Heart of American Darkness: Bewilderment and Horror on the Early Frontier
Robert G. Parkinson. Norton, $35 (480p) ISBN 978-1-324-09177-6
Confusion reigned on the colonial-era American frontier, according to this labyrinthine account. Historian Parkinson (Thirteen Clocks) profiles two intertwined families in the 18th-century Ohio Valley: the Iroquois Shickellamy family, renowned “Native brokers” who worked to foster white/Native coexistence, and the white Cresaps, whose patriarch Thomas Cresap earned the title “the Maryland Monster” for his violent clashes with Pennsylvania colonists over contested borders. The bloody Yellow Creek massacre of nearly all of the Shickellamy family on April 30, 1774, by white associates of the Cresaps sets up Parkinson’s twisty tale of both families’ fates and fortunes. With densely detailed snapshots of small- and large-scale colonial invasions and Native counterattacks over several decades, Parkinson argues that the rapidly shifting relationships and frequent side-switching among various Native, British, and American groups created an atmosphere of “bewilderment” that confounded all parties (and can occasionally confound the reader).
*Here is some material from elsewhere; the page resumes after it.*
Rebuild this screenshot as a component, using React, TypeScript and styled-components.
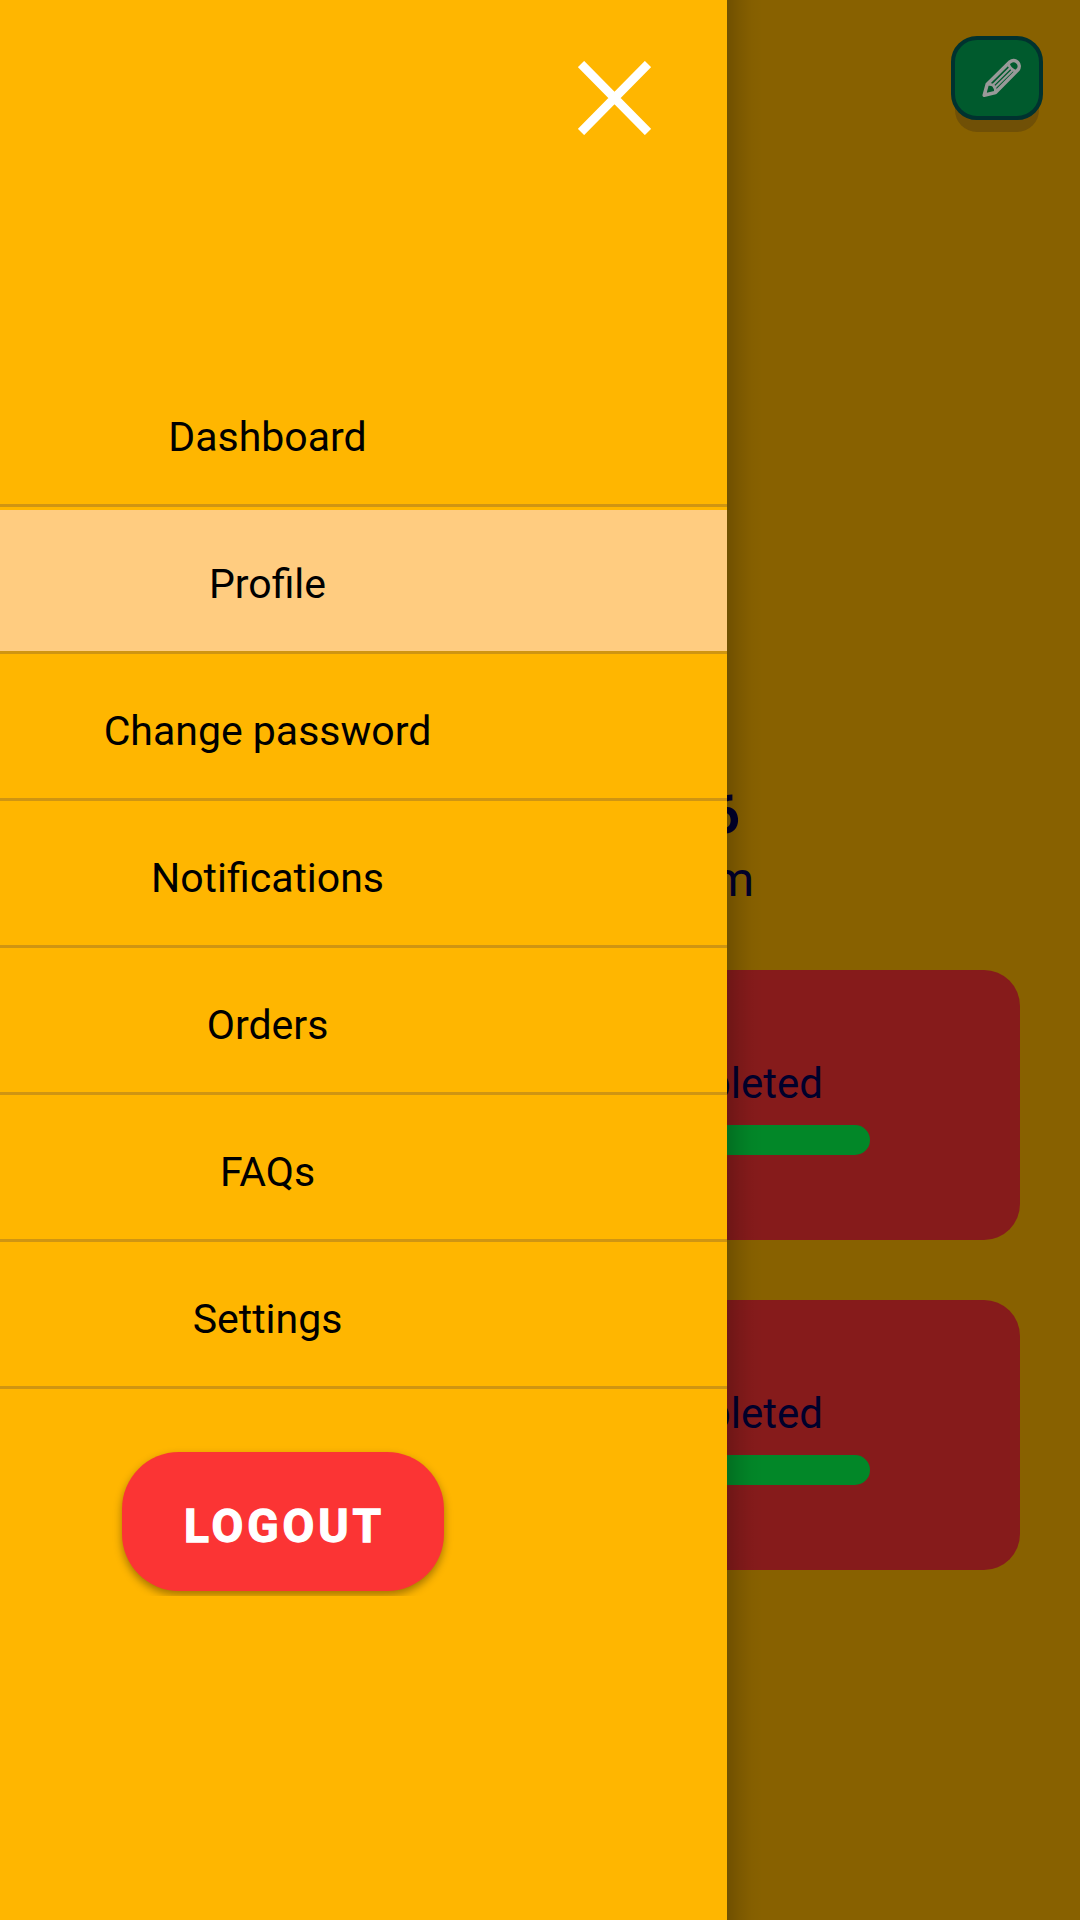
import React from "react";
import styled, { createGlobalStyle } from "styled-components";

const GlobalStyle = createGlobalStyle`
  * { box-sizing: border-box; }
  body { margin: 0; background: #886100; font-family: Roboto, "Liberation Sans", sans-serif; }
  button { font-family: inherit; border: 0; padding: 0; cursor: pointer; }
`;

const Screen = styled.div`
  position: relative;
  width: 1080px;
  height: 1920px;
  overflow: hidden;
  background: #886100;
`;

const Page = styled.main`
  display: flex;
  flex-direction: column;
  height: 100%;
  padding: 36px 37px 0 60px;
  color: #00002b;
`;

const EditButton = styled.button`
  align-self: flex-end;
  display: flex;
  align-items: center;
  justify-content: center;
  width: 92px;
  height: 84px;
  padding-left: 9px;
  border: 4px solid #00322f;
  border-radius: 26px;
  background: #005a2d;
  box-shadow: 0 16px 0 -4px #705006;
`;

const Identity = styled.section`
  display: flex;
  flex-direction: column;
  margin-top: 663px;
  height: 187px;
`;

const Name = styled.div`
  width: 680px;
  line-height: 65px;
  font-size: 53px;
  font-weight: 700;
  text-align: right;
`;

const Email = styled.div`
  width: 694px;
  line-height: 64px;
  font-size: 48px;
  text-align: right;
`;

const Cards = styled.section`
  display: flex;
  flex-direction: column;
  gap: 60px;
  width: 960px;
`;

const Card = styled.article`
  height: 270px;
  padding: 89px 150px 0;
  border-radius: 36px;
  background: #861b1b;
`;

const CardLabel = styled.div`
  width: 613px;
  height: 66px;
  line-height: 50px;
  font-size: 42px;
  text-align: right;
`;

const Progress = styled.div`
  height: 30px;
  border-radius: 15px;
  background: #028728;
`;

const Drawer = styled.aside`
  position: absolute;
  inset: 0 auto 0 0;
  display: flex;
  flex-direction: column;
  width: 727px;
  background: #ffb600;

  &::after {
    content: "";
    position: absolute;
    inset: 0 -36px 0 auto;
    width: 36px;
    background: linear-gradient(
      90deg,
      rgba(0, 0, 0, 0.18),
      rgba(0, 0, 0, 0.09) 35%,
      rgba(0, 0, 0, 0.025) 68%,
      transparent
    );
  }
`;

const DrawerHeader = styled.header`
  display: flex;
  justify-content: flex-end;
  height: 360px;
  padding: 61px 76px 0 0;
`;

const CloseButton = styled.button`
  width: 73px;
  height: 74px;
  background: none;
  svg { display: block; }
`;

const Menu = styled.nav`
  display: flex;
  flex-direction: column;
`;

const MenuItem = styled.a<{ $active?: boolean }>`
  display: flex;
  align-items: center;
  justify-content: center;
  height: 144px;
  margin-top: 3px;
  padding: 6px 192px 0 0;
  border-bottom: 3px solid #cf9512;
  background: ${(p) => (p.$active ? "#ffcc80" : "transparent")};
  color: #000;
  font-size: 41px;
`;

const LogoutClip = styled.div`
  width: 360px;
  height: 151px;
  margin: 56px 0 0 102px;
  padding: 7px 18px 0 20px;
  overflow: hidden;
`;

const LogoutButton = styled.button`
  display: flex;
  align-items: center;
  justify-content: center;
  width: 322px;
  height: 139px;
  padding: 8px 0 0 3px;
  border-radius: 57px;
  background: #fb3434;
  box-shadow: 0 4px 8px rgba(0, 0, 0, 0.36);
  color: #fff;
  font-size: 46px;
  font-weight: 700;
  letter-spacing: 4px;
  -webkit-text-stroke: 1.3px #fff;
`;

const items = ["Dashboard", "Profile", "Change password", "Notifications", "Orders", "FAQs", "Settings"];

const PencilIcon = () => (
  <svg width="40" height="40" viewBox="0 0 40 40" fill="none" stroke="#999" strokeWidth="3.5" strokeLinejoin="round">
    <path d="M2.2 37.3 5.2 26.2 28 3.8A5.7 5.7 0 0 1 36 11.8L13.5 34.5Z" />
    <path d="M5.2 26.2Q11.6 26.2 12.2 29 13.6 30 13.5 34.5" strokeWidth="2.8" />
    <path d="M26.3 5.6Q28 11.2 34.2 13.6" strokeWidth="2.8" />
    <path d="M10.6 27.2 28 10M13 29.6 30.4 12.4" strokeWidth="2.1" />
  </svg>
);

const CloseIcon = () => (
  <svg width="73" height="74" viewBox="0 0 73 74" stroke="#fff" strokeWidth="8.8">
    <path d="M3 3 70 71M70 3 3 71" />
  </svg>
);

export default function App() {
  return (
    <Screen>
      <GlobalStyle />
      <Page>
        <EditButton aria-label="Edit"><PencilIcon /></EditButton>
        <Identity>
          <Name>6</Name>
          <Email>m</Email>
        </Identity>
        <Cards>
          {[0, 1].map((id) => (
            <Card key={id}>
              <CardLabel>Completed</CardLabel>
              <Progress />
            </Card>
          ))}
        </Cards>
      </Page>
      <Drawer>
        <DrawerHeader>
          <CloseButton aria-label="Close"><CloseIcon /></CloseButton>
        </DrawerHeader>
        <Menu>
          {items.map((label) => (
            <MenuItem key={label} $active={label === "Profile"}>{label}</MenuItem>
          ))}
        </Menu>
        <LogoutClip>
          <LogoutButton>LOGOUT</LogoutButton>
        </LogoutClip>
      </Drawer>
    </Screen>
  );
}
Parkinson also intriguingly charts the “colonizing words” settlers used to encourage violence against the “other”—such as consistently referring to themselves as “aggrieved”—and sheds light on how white frontiersmen and Natives were perceived as equally “savage” by eastern colonists until the American Revolution, when patriotic easterners “embrace[d]” violent figures like the Cresaps “as part of the infant nation.” The result is a fine-grained look at life on the frontier that offers rewarding insights into the colonial mentality. (May)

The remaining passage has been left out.